* WHAT THE TASK ASKS *
Images should be left out, and everything else in the listing reproduced exactly.

=== DATA PROVIDED ===

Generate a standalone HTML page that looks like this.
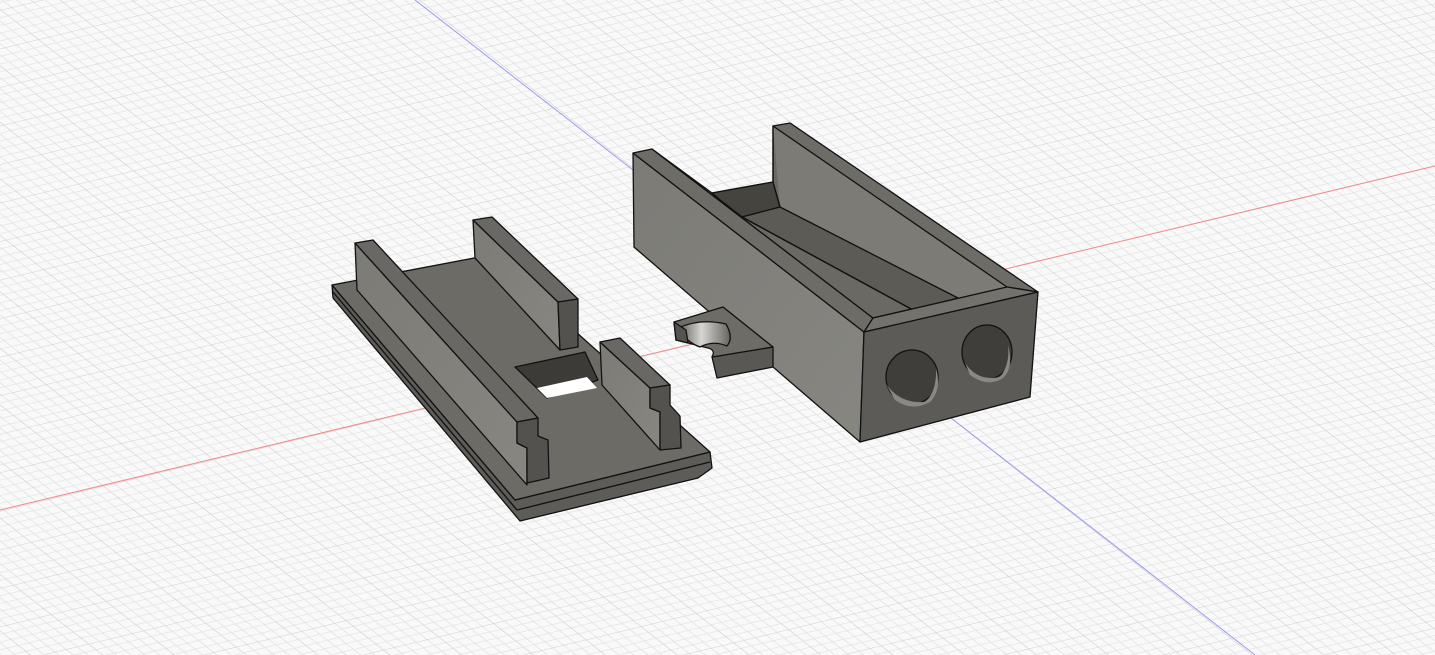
<!DOCTYPE html>
<html><head><meta charset="utf-8"><style>
html,body{margin:0;padding:0;background:#f8f8f8;overflow:hidden}
svg{display:block}
</style></head><body>
<svg width="1435" height="655" viewBox="0 0 1435 655" xmlns="http://www.w3.org/2000/svg">
<defs>
<pattern id="g" width="50" height="50" patternUnits="userSpaceOnUse" patternTransform="matrix(1.1 -0.265 0.75 0.59 818 314)">
<rect width="50" height="50" fill="#f9f9f9"/>
<path d="M10 0V50M20 0V50M30 0V50M40 0V50M0 10H50M0 20H50M0 30H50M0 40H50" stroke="#e3e3e3" stroke-width="0.9"/>
<path d="M0 0V50M0 0H50" stroke="#cfcfcf" stroke-width="1.3"/>
</pattern>
<linearGradient id="lit" x1="0" y1="0" x2="1" y2="1"><stop offset="0" stop-color="#7c7b76"/><stop offset="1" stop-color="#878681"/></linearGradient>
<linearGradient id="bowl" x1="0" x2="1"><stop offset="0" stop-color="#5a5853"/><stop offset="0.45" stop-color="#d8d6d2"/><stop offset="1" stop-color="#66645f"/></linearGradient>
</defs>
<rect width="1435" height="655" fill="url(#g)"/>
<line x1="0" y1="510" x2="1435" y2="166" stroke="#f08a8a" stroke-width="1"/>
<line x1="415" y1="0" x2="1255" y2="655" stroke="#9a9af0" stroke-width="1"/>

<g stroke="#111" stroke-width="1.3" stroke-linejoin="round">
<!-- LEFT PIECE -->
<polygon points="332,285 515,500 710,452 712,468 698,478 520,521 333,298" fill="#5e5c58"/>
<line x1="333" y1="292" x2="517" y2="510"/><line x1="517" y1="510" x2="710" y2="462"/>
<polygon points="332,285 490,255 710,452 515,500" fill="#6d6b66"/>
<polygon points="515,367 585,352 598,380 547,398" fill="#3c3b38"/>
<polygon points="537,388 587,377 597,388 547,398" fill="#ffffff" stroke="none"/>
<polygon points="473,220 558,302 560,350 475,258" fill="url(#lit)"/>
<polygon points="473,220 492,217 578,299 558,302" fill="#6a6864"/>
<polygon points="558,302 578,299 578,347 560,350" fill="#54524e"/>
<polygon points="355,243 517,422 517,443 527,448 527,485 357,290" fill="url(#lit)"/>
<polygon points="355,243 373,240 538,418 517,422" fill="#6a6864"/>
<polygon points="517,422 538,418 538,436 548,440 549,478 527,483 527,448 517,443" fill="#54524e"/>
<polygon points="600,342 650,388 650,408 660,412 660,450 602,385" fill="url(#lit)"/>
<polygon points="600,342 620,338 670,385 650,388" fill="#6a6864"/>
<polygon points="650,388 670,385 670,405 680,416 681,448 660,450 660,412 650,408" fill="#54524e"/>

<!-- RIGHT PIECE -->
<polygon points="633,153 864,332 860,442 634,247" fill="url(#lit)"/>
<polygon points="633,153 652,149 873,318 864,332" fill="#6e6c67"/>
<!-- tab -->
<polygon points="712,357 773,347 773,367 717,378" fill="#5a5854"/>
<path d="M674,322 L723,307 L773,347 L712,357 Q716,350 708,348 Q696,345 688,343 L676,340 Z" fill="#6e6c67"/>
<path d="M678,328 Q700,318 726,324 Q734,338 727,346 Q713,340 700,347 Q686,342 678,328 Z" fill="url(#bowl)"/>
<polygon points="674,322 676,340 688,343 686,330" fill="#55534f"/>
<!-- cavity -->
<polygon points="652,149 712,193 773,182 773,126 1007,287 873,318" fill="#6b6964"/>
<polygon points="773,126 1007,287 958,298 780,207" fill="#7d7b76" stroke="none"/>
<polygon points="712,193 773,182 780,207 742,217 720,200" fill="#46443f"/>
<polygon points="742,217 780,207 958,298 913,310" fill="#5d5b56"/>
<line x1="742" y1="217" x2="913" y2="310"/>
<polyline points="712,193 720,200 742,217" fill="none"/>
<line x1="780" y1="207" x2="773" y2="182"/>
<polygon points="773,126 790,123 1038,292 1007,287" fill="#6e6c67"/>
<line x1="773" y1="126" x2="773" y2="182"/>
<polygon points="864,332 873,318 1007,287 1038,292" fill="#74726d"/>
<polygon points="864,332 1038,292 1030,397 860,442" fill="#5d5b57"/>
<ellipse cx="912" cy="377" rx="26" ry="27" fill="#3f3e3b"/>
<path d="M886,384 Q900,404 925,402 Q937,392 936,368 Q942,390 930,402 Q912,412 895,400 Z" fill="#8a8883" stroke="none"/>
<ellipse cx="987" cy="352" rx="25" ry="27" fill="#3f3e3b"/>
<path d="M965,363 Q978,382 1000,377 Q1010,365 1008,345 Q1014,368 1003,378 Q988,388 970,375 Z" fill="#8a8883" stroke="none"/>
</g>
</svg>
</body></html>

===

* RESULT OF THE EXERCISE *
Generate a standalone HTML page that looks like this.
<!DOCTYPE html>
<html><head><meta charset="utf-8"><style>
html,body{margin:0;padding:0;background:#f8f8f8;overflow:hidden}
svg{display:block}
</style></head><body>
<svg width="1435" height="655" viewBox="0 0 1435 655" xmlns="http://www.w3.org/2000/svg">
<defs>
<pattern id="g" width="50" height="50" patternUnits="userSpaceOnUse" patternTransform="matrix(1.1 -0.265 0.75 0.59 818 314)">
<rect width="50" height="50" fill="#f9f9f9"/>
<path d="M10 0V50M20 0V50M30 0V50M40 0V50M0 10H50M0 20H50M0 30H50M0 40H50" stroke="#e3e3e3" stroke-width="0.9"/>
<path d="M0 0V50M0 0H50" stroke="#cfcfcf" stroke-width="1.3"/>
</pattern>
<linearGradient id="lit" x1="0" y1="0" x2="1" y2="1"><stop offset="0" stop-color="#7c7b76"/><stop offset="1" stop-color="#878681"/></linearGradient>
<linearGradient id="bowl" x1="0" x2="1"><stop offset="0" stop-color="#5a5853"/><stop offset="0.45" stop-color="#d8d6d2"/><stop offset="1" stop-color="#66645f"/></linearGradient>
</defs>
<rect width="1435" height="655" fill="url(#g)"/>
<line x1="0" y1="510" x2="1435" y2="166" stroke="#f08a8a" stroke-width="1"/>
<line x1="415" y1="0" x2="1255" y2="655" stroke="#9a9af0" stroke-width="1"/>

<g stroke="#111" stroke-width="1.3" stroke-linejoin="round">
<!-- LEFT PIECE -->
<polygon points="332,285 515,500 710,452 712,468 698,478 520,521 333,298" fill="#5e5c58"/>
<line x1="333" y1="292" x2="517" y2="510"/><line x1="517" y1="510" x2="710" y2="462"/>
<polygon points="332,285 490,255 710,452 515,500" fill="#6d6b66"/>
<polygon points="515,367 585,352 598,380 547,398" fill="#3c3b38"/>
<polygon points="537,388 587,377 597,388 547,398" fill="#ffffff" stroke="none"/>
<polygon points="473,220 558,302 560,350 475,258" fill="url(#lit)"/>
<polygon points="473,220 492,217 578,299 558,302" fill="#6a6864"/>
<polygon points="558,302 578,299 578,347 560,350" fill="#54524e"/>
<polygon points="355,243 517,422 517,443 527,448 527,485 357,290" fill="url(#lit)"/>
<polygon points="355,243 373,240 538,418 517,422" fill="#6a6864"/>
<polygon points="517,422 538,418 538,436 548,440 549,478 527,483 527,448 517,443" fill="#54524e"/>
<polygon points="600,342 650,388 650,408 660,412 660,450 602,385" fill="url(#lit)"/>
<polygon points="600,342 620,338 670,385 650,388" fill="#6a6864"/>
<polygon points="650,388 670,385 670,405 680,416 681,448 660,450 660,412 650,408" fill="#54524e"/>

<!-- RIGHT PIECE -->
<polygon points="633,153 864,332 860,442 634,247" fill="url(#lit)"/>
<polygon points="633,153 652,149 873,318 864,332" fill="#6e6c67"/>
<!-- tab -->
<polygon points="712,357 773,347 773,367 717,378" fill="#5a5854"/>
<path d="M674,322 L723,307 L773,347 L712,357 Q716,350 708,348 Q696,345 688,343 L676,340 Z" fill="#6e6c67"/>
<path d="M678,328 Q700,318 726,324 Q734,338 727,346 Q713,340 700,347 Q686,342 678,328 Z" fill="url(#bowl)"/>
<polygon points="674,322 676,340 688,343 686,330" fill="#55534f"/>
<!-- cavity -->
<polygon points="652,149 712,193 773,182 773,126 1007,287 873,318" fill="#6b6964"/>
<polygon points="773,126 1007,287 958,298 780,207" fill="#7d7b76" stroke="none"/>
<polygon points="712,193 773,182 780,207 742,217 720,200" fill="#46443f"/>
<polygon points="742,217 780,207 958,298 913,310" fill="#5d5b56"/>
<line x1="742" y1="217" x2="913" y2="310"/>
<polyline points="712,193 720,200 742,217" fill="none"/>
<line x1="780" y1="207" x2="773" y2="182"/>
<polygon points="773,126 790,123 1038,292 1007,287" fill="#6e6c67"/>
<line x1="773" y1="126" x2="773" y2="182"/>
<polygon points="864,332 873,318 1007,287 1038,292" fill="#74726d"/>
<polygon points="864,332 1038,292 1030,397 860,442" fill="#5d5b57"/>
<ellipse cx="912" cy="377" rx="26" ry="27" fill="#3f3e3b"/>
<path d="M886,384 Q900,404 925,402 Q937,392 936,368 Q942,390 930,402 Q912,412 895,400 Z" fill="#8a8883" stroke="none"/>
<ellipse cx="987" cy="352" rx="25" ry="27" fill="#3f3e3b"/>
<path d="M965,363 Q978,382 1000,377 Q1010,365 1008,345 Q1014,368 1003,378 Q988,388 970,375 Z" fill="#8a8883" stroke="none"/>
</g>
</svg>
</body></html>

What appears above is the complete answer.